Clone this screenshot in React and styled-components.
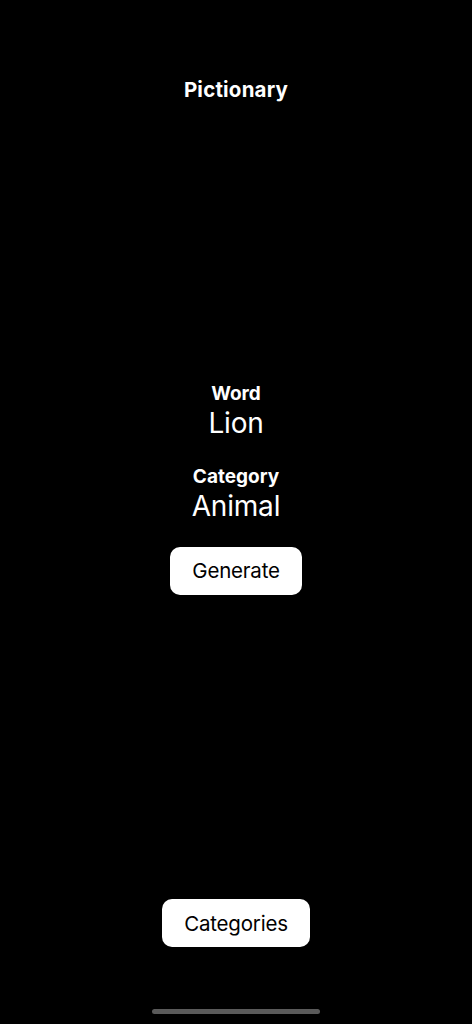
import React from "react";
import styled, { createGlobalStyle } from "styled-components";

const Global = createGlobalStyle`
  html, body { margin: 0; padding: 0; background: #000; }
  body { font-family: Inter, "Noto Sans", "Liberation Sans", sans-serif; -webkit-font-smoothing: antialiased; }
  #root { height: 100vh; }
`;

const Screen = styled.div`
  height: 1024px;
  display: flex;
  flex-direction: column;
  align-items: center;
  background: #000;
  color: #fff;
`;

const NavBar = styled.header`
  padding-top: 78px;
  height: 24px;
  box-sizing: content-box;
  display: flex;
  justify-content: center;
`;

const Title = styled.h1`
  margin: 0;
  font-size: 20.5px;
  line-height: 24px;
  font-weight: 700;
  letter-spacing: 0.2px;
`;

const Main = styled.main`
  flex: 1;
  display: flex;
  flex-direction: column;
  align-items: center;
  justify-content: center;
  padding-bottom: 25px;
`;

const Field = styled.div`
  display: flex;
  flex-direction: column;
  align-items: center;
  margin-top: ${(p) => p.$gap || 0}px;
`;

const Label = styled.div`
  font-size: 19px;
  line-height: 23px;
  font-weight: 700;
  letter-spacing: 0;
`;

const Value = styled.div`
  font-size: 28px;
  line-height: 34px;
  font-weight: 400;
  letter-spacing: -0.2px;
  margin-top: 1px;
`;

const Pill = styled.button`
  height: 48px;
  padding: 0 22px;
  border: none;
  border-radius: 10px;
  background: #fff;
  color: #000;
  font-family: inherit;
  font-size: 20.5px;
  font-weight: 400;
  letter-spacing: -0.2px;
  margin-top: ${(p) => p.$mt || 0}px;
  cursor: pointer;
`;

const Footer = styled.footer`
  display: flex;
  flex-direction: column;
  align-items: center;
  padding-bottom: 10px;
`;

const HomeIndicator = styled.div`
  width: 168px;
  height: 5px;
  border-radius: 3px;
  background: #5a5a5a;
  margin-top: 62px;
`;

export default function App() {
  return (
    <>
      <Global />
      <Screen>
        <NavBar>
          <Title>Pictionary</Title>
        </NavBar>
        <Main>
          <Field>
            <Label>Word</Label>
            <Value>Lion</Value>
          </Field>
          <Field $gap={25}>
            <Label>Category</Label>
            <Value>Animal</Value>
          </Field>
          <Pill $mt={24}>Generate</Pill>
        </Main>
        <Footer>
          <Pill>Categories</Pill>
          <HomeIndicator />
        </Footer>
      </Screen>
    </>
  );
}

→ **The exercise**: Each line above is to be copied verbatim. Drop any image from the copy.

→ **Exercise output**:
Clone this screenshot in React and styled-components.
import React from "react";
import styled, { createGlobalStyle } from "styled-components";

const Global = createGlobalStyle`
  html, body { margin: 0; padding: 0; background: #000; }
  body { font-family: Inter, "Noto Sans", "Liberation Sans", sans-serif; -webkit-font-smoothing: antialiased; }
  #root { height: 100vh; }
`;

const Screen = styled.div`
  height: 1024px;
  display: flex;
  flex-direction: column;
  align-items: center;
  background: #000;
  color: #fff;
`;

const NavBar = styled.header`
  padding-top: 78px;
  height: 24px;
  box-sizing: content-box;
  display: flex;
  justify-content: center;
`;

const Title = styled.h1`
  margin: 0;
  font-size: 20.5px;
  line-height: 24px;
  font-weight: 700;
  letter-spacing: 0.2px;
`;

const Main = styled.main`
  flex: 1;
  display: flex;
  flex-direction: column;
  align-items: center;
  justify-content: center;
  padding-bottom: 25px;
`;

const Field = styled.div`
  display: flex;
  flex-direction: column;
  align-items: center;
  margin-top: ${(p) => p.$gap || 0}px;
`;

const Label = styled.div`
  font-size: 19px;
  line-height: 23px;
  font-weight: 700;
  letter-spacing: 0;
`;

const Value = styled.div`
  font-size: 28px;
  line-height: 34px;
  font-weight: 400;
  letter-spacing: -0.2px;
  margin-top: 1px;
`;

const Pill = styled.button`
  height: 48px;
  padding: 0 22px;
  border: none;
  border-radius: 10px;
  background: #fff;
  color: #000;
  font-family: inherit;
  font-size: 20.5px;
  font-weight: 400;
  letter-spacing: -0.2px;
  margin-top: ${(p) => p.$mt || 0}px;
  cursor: pointer;
`;

const Footer = styled.footer`
  display: flex;
  flex-direction: column;
  align-items: center;
  padding-bottom: 10px;
`;

const HomeIndicator = styled.div`
  width: 168px;
  height: 5px;
  border-radius: 3px;
  background: #5a5a5a;
  margin-top: 62px;
`;

export default function App() {
  return (
    <>
      <Global />
      <Screen>
        <NavBar>
          <Title>Pictionary</Title>
        </NavBar>
        <Main>
          <Field>
            <Label>Word</Label>
            <Value>Lion</Value>
          </Field>
          <Field $gap={25}>
            <Label>Category</Label>
            <Value>Animal</Value>
          </Field>
          <Pill $mt={24}>Generate</Pill>
        </Main>
        <Footer>
          <Pill>Categories</Pill>
          <HomeIndicator />
        </Footer>
      </Screen>
    </>
  );
}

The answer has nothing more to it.